Gobind Singh, a follower of the pre-independence left leader Chandra Singh Garhwali, organized people in Raini against the ecosystem onslaught and formed bodies like Mahila Mandal. At the time there was an environmental convention at Stockholm based on which C. P. Bhatt took charge of the movement at places like Raini. There was a parallel movement at Mayali in Uttarkashi which was taken charge by Sunderlal Bahuguna. These ecosystem movements have been taking place, at least, since the late 1920s. The struggle at Rawain is an example. At the time the villagers formed something called as ‘Azad Panchayat’ for free and harmonious living in their ecosystems. This, however, was brutally suppressed. Even the editor of the local newspaper ‘Garhwali’, who wrote of the incident, was imprisoned. Then there were movements in the 1930s spearheaded by G. B. Pant. These were against the unjust Forest Act. Following the restriction of 1980 the Chipko movement could not rise again. The returns to people were bad. The apathy towards figures like Gaura Devi was demoralizing, at least at the local level. The present bent of the hill people towards the mainstream economy further reduces the chances of such struggles.

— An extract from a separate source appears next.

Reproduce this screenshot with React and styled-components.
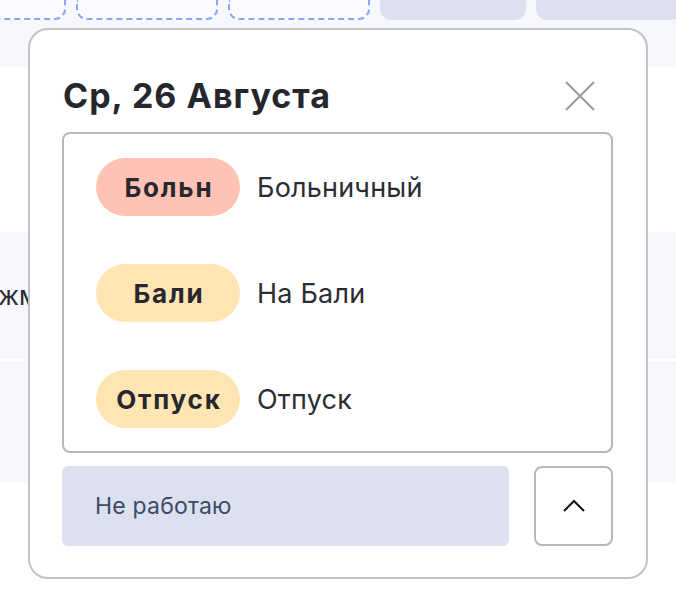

At this time there is a major migration taking place. Districts like Pauri and Almora are greatly affected by this. This will pose some serious economic dilemma in future. The diaspora floods cities like Dehradun, Rishikesh, Haldwani etc. It is very much necessary to provide people with means to stay on their lands. The need of the day is a concerned government intervention, for example by efficient use of MNREGA to provide the traditional populace with additional remunerations. But instead, the government tries to accommodate these large number of people in urban suburbs and other ideas like ‘Smart Cities’.
Projects like ‘Run-of-the-river’ dams have severe environmental ramifications due to spilling of the debris down the slopes, but these have not yet dawned upon people fully. Climate change has not manifested itself at the micro-level in the hills where people see each year only as an exception to the normal trend. But it is evident in places like the Doon valley. Crop yields have dropped substantially.
Looking at the present artlessness of life in the hills, one cannot imagine a vibrant past. The spirit of struggle has probably ceded to the juggernaut of the larger economy. The larger economy can always target the concern of the indigenous. The drive for harmonious living of the hill people seems to have been compromised. However, climate change and environmental catastrophe are going to be of importance in the time to come.